Larissa Laban (b. 1996, Cabo Frio, Brazil) is a Brazilian visual artist and designer based in São Paulo. Her practice spans airbrush, oil painting, and ceramics, and is defined by textured, energetically rendered figures set within pared-back, suspended environments. Drawing from both design and fine art traditions, Laban constructs visual worlds that feel simultaneously intimate and uncanny, where atmosphere and psychology take precedence over narrative clarity.

 

Across her work, figures inhabit liminal spaces shaped by kitsch objects, softened architecture, and closed systems. These environments suggest places of isolation and adaptation-worlds governed by their own internal logic. Laban's characters often appear self-contained, navigating solitude with quiet resolve rather than overt drama. This restraint allows subtle emotional cues to emerge through posture, gesture, and surface rather than expression alone.

 

Her use of color and material plays a central role in this tension.

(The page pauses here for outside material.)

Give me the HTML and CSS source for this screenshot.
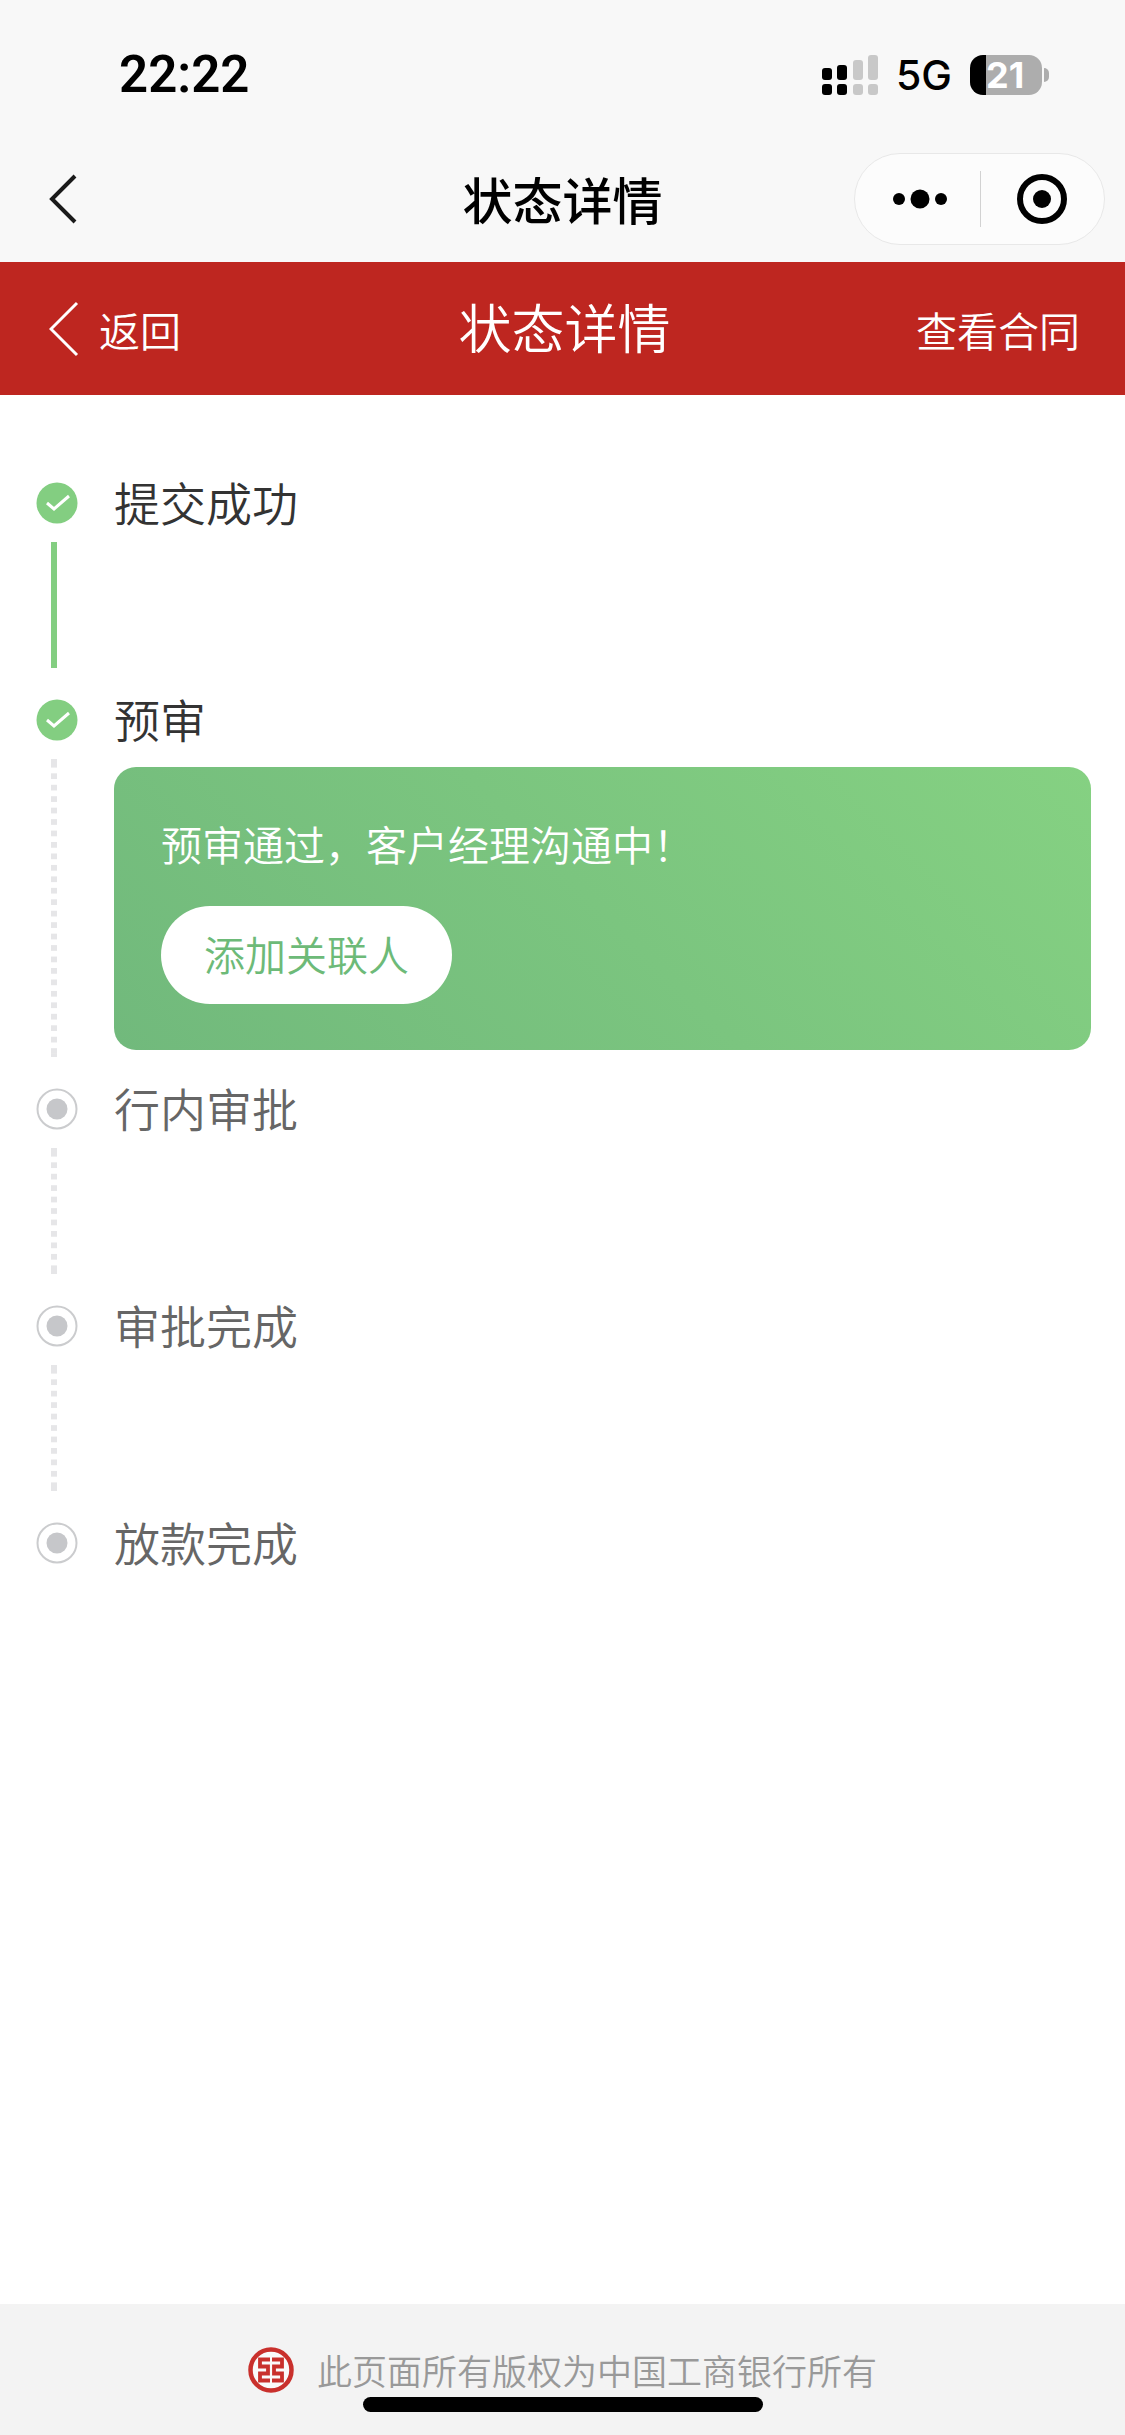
FILE: index.html
```html
<!DOCTYPE html>
<html lang="zh-CN">
<head>
<meta charset="utf-8">
<meta name="viewport" content="width=device-width, initial-scale=1">
<title>状态详情</title>
<link rel="stylesheet" href="styles.css">
</head>
<body>
<div class="status-bar">
  <time class="clock">22:22</time>
  <div class="status-icons">
    <svg class="signal" width="56" height="40" viewBox="0 0 56 40" aria-hidden="true">
      <g fill="#000"><rect y="13" width="10" height="12" rx="3"/><rect x="15" y="10" width="10" height="15" rx="3"/><rect y="29" width="10" height="11" rx="3"/><rect x="15" y="29" width="10" height="11" rx="3"/></g>
      <g fill="#c8c8c8"><rect x="31" y="5" width="10" height="20" rx="3"/><rect x="46" width="10" height="25" rx="3"/><rect x="31" y="29" width="10" height="11" rx="3"/><rect x="46" y="29" width="10" height="11" rx="3"/></g>
    </svg>
    <span class="network">5G</span>
    <div class="battery"><span class="battery-body">21</span><span class="battery-cap"></span></div>
  </div>
</div>
<header class="nav-bar">
  <button class="nav-back" type="button" aria-label="返回"><svg width="30" height="52" viewBox="0 0 30 52"><path d="M27 3 4 26l23 23" fill="none" stroke="#1a1a1a" stroke-width="4"/></svg></button>
  <div class="nav-title">状态详情</div>
  <div class="capsule">
    <button class="capsule-button" type="button" aria-label="更多"><svg width="56" height="20" viewBox="0 0 56 20"><circle cx="7" cy="10" r="6"/><circle cx="28" cy="10" r="9.5"/><circle cx="49" cy="10" r="6"/></svg></button>
    <button class="capsule-button" type="button" aria-label="关闭"><svg width="50" height="50" viewBox="0 0 50 50"><circle cx="25" cy="25" r="22" fill="none" stroke="#000" stroke-width="6"/><circle cx="25" cy="25" r="9"/></svg></button>
  </div>
</header>
<div class="page-bar">
  <a class="page-back" href="#"><svg width="30" height="56" viewBox="0 0 30 56" aria-hidden="true"><path d="M28 2 2 28l26 26" fill="none" stroke="#fff" stroke-width="3"/></svg>返回</a>
  <h1 class="page-title">状态详情</h1>
  <a class="page-link" href="#">查看合同</a>
</div>
<main class="content">
  <ol class="steps">
    <li class="step done">
      <div class="step-head">
        <svg class="mark" viewBox="0 0 42 42" aria-hidden="true"><circle cx="21" cy="21" r="20.5" fill="#83ce81"/><path d="m11 21 7 6L33 14" fill="none" stroke="#fff" stroke-width="3"/></svg>
        <h2 class="step-title">提交成功</h2>
      </div>
      <div class="step-body"></div>
    </li>
    <li class="step current">
      <div class="step-head">
        <svg class="mark" viewBox="0 0 42 42" aria-hidden="true"><circle cx="21" cy="21" r="20.5" fill="#83ce81"/><path d="m11 21 7 6L33 14" fill="none" stroke="#fff" stroke-width="3"/></svg>
        <h2 class="step-title">预审</h2>
      </div>
      <div class="step-body">
        <section class="card">
          <p class="card-text">预审通过，客户经理沟通中！</p>
          <button class="card-button" type="button">添加关联人</button>
        </section>
      </div>
    </li>
    <li class="step">
      <div class="step-head">
        <svg class="mark" viewBox="0 0 42 42" aria-hidden="true"><circle cx="21" cy="21" r="19.5" fill="none" stroke="#cbccce" stroke-width="2"/><circle cx="21" cy="21" r="10.5" fill="#c6c7ca"/></svg>
        <h2 class="step-title">行内审批</h2>
      </div>
      <div class="step-body"></div>
    </li>
    <li class="step">
      <div class="step-head">
        <svg class="mark" viewBox="0 0 42 42" aria-hidden="true"><circle cx="21" cy="21" r="19.5" fill="none" stroke="#cbccce" stroke-width="2"/><circle cx="21" cy="21" r="10.5" fill="#c6c7ca"/></svg>
        <h2 class="step-title">审批完成</h2>
      </div>
      <div class="step-body"></div>
    </li>
    <li class="step">
      <div class="step-head">
        <svg class="mark" viewBox="0 0 42 42" aria-hidden="true"><circle cx="21" cy="21" r="19.5" fill="none" stroke="#cbccce" stroke-width="2"/><circle cx="21" cy="21" r="10.5" fill="#c6c7ca"/></svg>
        <h2 class="step-title">放款完成</h2>
      </div>
    </li>
  </ol>
</main>
<footer class="footer">
  <div class="copyright">
    <svg width="46" height="46" viewBox="0 0 46 46" aria-hidden="true"><circle cx="23" cy="23" r="20.5" fill="#fafafa" stroke="#c9302c" stroke-width="4.5"/><path d="M22 12.500H12v7h8v7h-8v7h10M24 12.500h10v7h-8v7h8v7H24" fill="none" stroke="#c9302c" stroke-width="3.800"/></svg>
    <span>此页面所有版权为中国工商银行所有</span>
  </div>
  <div class="home-indicator"></div>
</footer>
</body>
</html>
```
FILE: styles.css
```css
* { box-sizing: border-box; }

body {
  margin: 0;
  min-height: 100vh;
  display: flex;
  flex-direction: column;
  background: #fff;
  color: #333;
  font-family: "Noto Sans CJK SC", sans-serif;
  font-weight: 350;
}

button {
  margin: 0;
  padding: 0;
  border: 0;
  background: none;
  font: inherit;
  color: inherit;
}

a { color: inherit; text-decoration: none; }
h1, h2, p, ol { margin: 0; padding: 0; font-weight: inherit; }
ol { list-style: none; }
svg { display: block; flex: none; }

/* Phone status bar */
.status-bar {
  display: flex;
  justify-content: space-between;
  align-items: center;
  height: 150px;
  padding: 0 76px 0 119px;
  background: #f8f8f8;
  color: #000;
  font-family: Inter, sans-serif;
}
.clock { font-family: Roboto, sans-serif; font-size: 51px; font-weight: 600; line-height: 60px; }
.status-icons { display: flex; align-items: center; }
.network { margin: 0 18px; font-size: 41px; font-weight: 500; line-height: 48px; }
.battery { display: flex; align-items: center; gap: 2px; }
.battery-body {
  width: 72px;
  height: 40px;
  padding-left: 16px;
  border-radius: 13px;
  background: linear-gradient(90deg, #000 16px, #adadad 16px);
  color: #fff;
  font-size: 36px;
  font-weight: 700;
  line-height: 40px;
}
.battery-cap { width: 5px; height: 14px; border-radius: 0 7px 7px 0; background: #adadad; }

/* Mini-program navigation */
.nav-bar {
  display: grid;
  grid-template-columns: 1fr auto 1fr;
  align-items: center;
  height: 112px;
  padding: 0 20px 14px 48px;
  background: #f8f8f8;
  color: #000;
}
.nav-back { justify-self: start; }
.nav-title { margin-right: 28px; padding-bottom: 2px; font-size: 50px; font-weight: 500; line-height: 72px; }
.capsule {
  justify-self: end;
  display: grid;
  grid-template-columns: 1fr 1fr;
  width: 251px;
  height: 92px;
  padding: 17px 0;
  border: 1px solid #e8e8e8;
  border-radius: 46px;
  background: #fcfcfc;
}
.capsule-button { display: flex; align-items: center; justify-content: center; }
.capsule-button:first-child { padding-left: 6px; }
.capsule-button + .capsule-button { border-left: 1px solid #d2d2d2; }

/* Red page header */
.page-bar {
  display: grid;
  grid-template-columns: 1fr auto 1fr;
  align-items: center;
  height: 133px;
  padding: 0 45px 0 49px;
  background: #be2620;
  color: #fff;
  font-size: 41px;
  line-height: 60px;
}
.page-back { display: flex; align-items: center; gap: 20px; }
.page-title { font-size: 53px; line-height: 78px; padding-bottom: 6px; }
.page-link { justify-self: end; }

/* Progress steps */
.content { flex: 1; padding: 69px 34px 80px; }
.step-head { display: flex; align-items: center; gap: 36px; height: 78px; }
.mark { width: 42px; height: 42px; margin-left: 2px; }
.step-title { padding-bottom: 4px; font-size: 46px; line-height: 68px; color: #666; }
.done .step-title, .current .step-title { color: #333; }
.step-body {
  --dots: 11;
  --dot: #e6e6e8;
  min-height: 126px;
  margin: 0 0 13px 17px;
  padding-left: 63px;
  background:
    linear-gradient(var(--dot), var(--dot)) left top / 6px 3px no-repeat,
    linear-gradient(var(--dot), var(--dot)) left bottom / 6px 3px no-repeat,
    linear-gradient(transparent 25%, var(--dot) 25% 75%, transparent 75%) left top / 6px calc(100% / var(--dots)) repeat-y;
}
.done .step-body { background: linear-gradient(#83ce81, #83ce81) left top / 6px 100% no-repeat; }
.current .step-body { --dots: 26; padding-top: 8px; padding-bottom: 7px; }

.card {
  padding: 46px 47px 46px;
  border-radius: 22px;
  background: linear-gradient(45deg, #71b97c, #85d182);
  color: #fff;
  font-size: 41px;
  line-height: 60px;
}
.card-button {
  display: block;
  height: 98px;
  margin-top: 33px;
  padding: 0 43px 4px;
  border-radius: 49px;
  background: #fff;
  color: #6dba78;
}

/* Footer */
.footer {
  display: flex;
  flex-direction: column;
  align-items: center;
  padding: 39px 0 23px;
  background: #f3f3f3;
}
.copyright {
  display: flex;
  align-items: center;
  gap: 23px;
  height: 54px;
  color: #999;
  font-size: 35px;
  line-height: 52px;
}
.home-indicator { width: 400px; max-width: 60%; height: 15px; border-radius: 8px; background: #000; }
```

Deep, resonant tones are balanced by moments of softness and density, creating compositions that oscillate between presence and absence. Airbrushed gradients and layered paint contribute to a sense of suspension, as if time within the image has slowed or momentarily paused. In her ceramic works, this same sensibility translates into tactile form, extending her visual language into physical space.

 

Laban's practice invites viewers into spaces of quiet mystery, where meaning is not prescribed but gradually revealed. By resisting resolution and embracing ambiguity, her work opens room for contemplation-allowing latent narratives, emotional undercurrents, and psychological depth to surface organically. Through this measured and immersive approach, Laban continues to develop a body of work that is introspective, atmospheric, and deeply attuned to the subtle complexities of human presence.